Do you weed out job applicants for using certain phrases on resumes?
Hiring 5 minute read

Do you weed out job applicants for using certain phrases on resumes?

Megan Orr | October 25, 2022

Do certain phrases on resumes have you immediately dismissing people who might be otherwise-qualified candidates? Learn about the different phrases on resumes that recruiters want applicants to avoid and why it might not be the best approach. 

There’s been a lot of conversation in the recruitment space lately about certain phrases on resumes that candidates need to stop using—or else. Many hiring managers have claimed that they won’t even consider someone if they have a CV that includes phrases such as “helped with” or “worked on”. 

This advice has good intentions at its root. It’s meant to help job seekers create a more compelling resume, encouraging them to replace passive phrases with more impactful and action-based ones. Hiring managers want to know what an applicant actually did, so instead of non-descriptors like “helped”, candidates are being encouraged to be more clear by choosing verbs like led, managed, or analyzed. 

Human resources consulting firm Randstad advises job applicants against using a straightforward list of all the things they were responsible for as it’s a “boring read”. Instead, they recommend that candidates “use powerful action verbs that describe your accomplishments. Launched, increased, managed, created, implemented, etc. are all much more exciting ways to describe how you contributed to your job”.

With research showing that 24% of hiring managers report spending less than 30 seconds looking at each resume, the “meat” of an applicant’s resume could have a lot of fat trimmed off by removing redundant phrasing.

However, a blanket ban on passive phrasing may not be the best approach, particularly when it comes to for hiring diverse candidates. 

Gen Z’s favourite social media platform, TikTok, is full of video advice regarding phrases on resumes that recruiters hate. The comments section is usually filled with people who are frustrated by the advice. One commenter even writes that “grammatical gatekeeping on perfectly professional and acceptable terms is just elitist and ableist. The system has got to go”.

30 seconds probably isn’t actually enough time to get a thorough impression of a job applicant. 

Whether you’re calling it the Great Resignation, the Great Reset, or any number of other names, the way that people search for jobs—and consequently the way that people hire—has changed. However, many hiring managers and recruiters have been reluctant to adapt. 

It’s a challenge that people are facing across the board—the idea of going back to normal, when the reality is that the world has irrevocably changed. Although the current job market isn’t necessarily in favour of either the applicant or the employer, the status quo in hiring has shifted. Applicants are taking back their power and are tired of feeling like they have to jump through hoops to even get their resume seen for 30 seconds. 

If you’re looking for experience with a specific software or essential part of the job, it should be included in your job application description. 

Expecting candidates to automatically know which phrases on resumes to use (and which to avoid) can increase hiring bias.
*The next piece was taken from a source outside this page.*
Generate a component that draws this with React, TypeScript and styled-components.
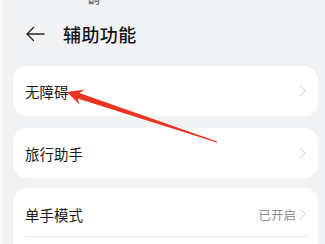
import styled, { createGlobalStyle } from "styled-components";

const GlobalStyle = createGlobalStyle`
  html, body {
    margin: 0;
    padding: 0;
    background: #f1f2f4;
  }
  body {
    font-family: "Noto Sans CJK SC", "Noto Sans", sans-serif;
    color: #1b1b1b;
    overflow: hidden;
  }
`;

const Screen = styled.div`
  position: relative;
  width: 325px;
  height: 244px;
  overflow: hidden;
  background: #f1f2f4;
  border-left: 2px solid #fafafa;
  box-sizing: border-box;
`;

const StatusStrip = styled.div`
  height: 5px;
  overflow: hidden;
  display: flex;
  align-items: flex-end;
  padding-left: 86px;
  font-size: 12px;
  line-height: 12px;
  color: #555;
`;

const Header = styled.div`
  height: 58px;
  display: flex;
  align-items: center;
  padding-left: 23px;
  gap: 18px;
`;

const Title = styled.h1`
  margin: 0;
  font-size: 18px;
  font-weight: 500;
  letter-spacing: 0.4px;
  color: #141414;
`;

const List = styled.div`
  display: flex;
  flex-direction: column;
  padding: 3px 7px 0 11px;
`;

const Card = styled.div<{ $gap?: number }>`
  background: #ffffff;
  border-radius: 14px;
  margin-bottom: ${(p) => p.$gap ?? 12}px;
  overflow: hidden;
`;

const Row = styled.div<{ $h?: number; $top?: number }>`
  height: ${(p) => p.$h ?? 50}px;
  box-sizing: border-box;
  padding: ${(p) => p.$top ?? 0}px 11px 0 12px;
  display: flex;
  align-items: center;
  justify-content: space-between;
`;

const Label = styled.span`
  font-size: 14.5px;
  color: #1b1b1b;
`;

const Trail = styled.div`
  display: flex;
  align-items: center;
  gap: 2px;
`;

const Value = styled.span`
  font-size: 12.5px;
  color: #8f8f8f;
`;

const Divider = styled.div`
  height: 1px;
  margin: 0 10px 0 12px;
  background: #e6e6e6;
`;

const Overlay = styled.svg`
  position: absolute;
  left: 0;
  top: 0;
  pointer-events: none;
`;

function BackIcon() {
  return (
    <svg width="20" height="16" viewBox="0 0 20 16">
      <path
        d="M19 8H2M8.5 1.5L2 8l6.5 6.5"
        fill="none"
        stroke="#222"
        strokeWidth="1.4"
        strokeLinecap="round"
        strokeLinejoin="round"
      />
    </svg>
  );
}

function Chevron() {
  return (
    <svg width="9" height="12" viewBox="0 0 9 12">
      <path
        d="M2 1l5 5-5 5"
        fill="none"
        stroke="#cdcdcd"
        strokeWidth="1"
        strokeLinecap="round"
        strokeLinejoin="round"
      />
    </svg>
  );
}

export default function App() {
  return (
    <>
      <GlobalStyle />
      <Screen>
        <StatusStrip>齣</StatusStrip>
        <Header>
          <BackIcon />
          <Title>辅助功能</Title>
        </Header>
        <List>
          <Card>
            <Row>
              <Label>无障碍</Label>
              <Chevron />
            </Row>
          </Card>
          <Card $gap={10}>
            <Row>
              <Label>旅行助手</Label>
              <Chevron />
            </Row>
          </Card>
          <Card $gap={0}>
            <Row $h={48} $top={4}>
              <Label>单手模式</Label>
              <Trail>
                <Value>已开启</Value>
                <Chevron />
              </Trail>
            </Row>
            <Divider />
            <Row>
              <Label>&nbsp;</Label>
            </Row>
          </Card>
        </List>
        <Overlay width="325" height="244" viewBox="0 0 325 244">
          <path
            d="M65 92 L82.7 89.5 L77.3 93.1 L215.2 141.4 L214.8 142.6 L75.5 98.5 L77.7 104.7 Z"
            fill="#ea3323"
          />
        </Overlay>
      </Screen>
    </>
  );
}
Simply put, you don’t know what you don’t know. Likely, many seasoned professionals look back on their resumes from early in their careers, or even from a few years ago, and cringe at the things they chose to include, the way they phrased things, the formatting they chose, etc. 

Just like hiring trends, resume trends come and go. What may have been standard several years ago now seems like overused and weak phrasing, when the reality is that the phrases haven’t changed, only our opinions of them. Creating unspoken rules and expectations for phrases on resumes is setting job applicants up to fail. 

If you do have certain expectations for resumes and cover letters, be transparent and include them on your careers page or individual job postings. Here are some examples of things you could ask for:

  • Showcase your creativity! We’d love to get a sense of who you are as a person, so feel free to use creative formatting and language to describe your experiences on your resume. 
  • Please avoid any industry specific jargon, as it can get lost in translation and we want to make sure we’re speaking the same language.
  • We know that you “worked” at your previous roles. Please try to use language that describes the impact of your work. Bonus if you can include metrics and results.

Are there times when the wording used on a resume does matter?

In one word, yes. If the hiring manager doesn’t understand something because of a lack of clarity in the resume, that’s obviously an issue and a reason to move on to the next resume. Candidates should avoid company-specific jargon that may not be commonly understood or job titles that are unclear. 

There are many things about resumes and the hiring process in general that simply aren’t common knowledge. Giving applicants a bit of grace ensures that you aren’t missing out on qualified candidates just because the resume they “worked on” has overused phrasing.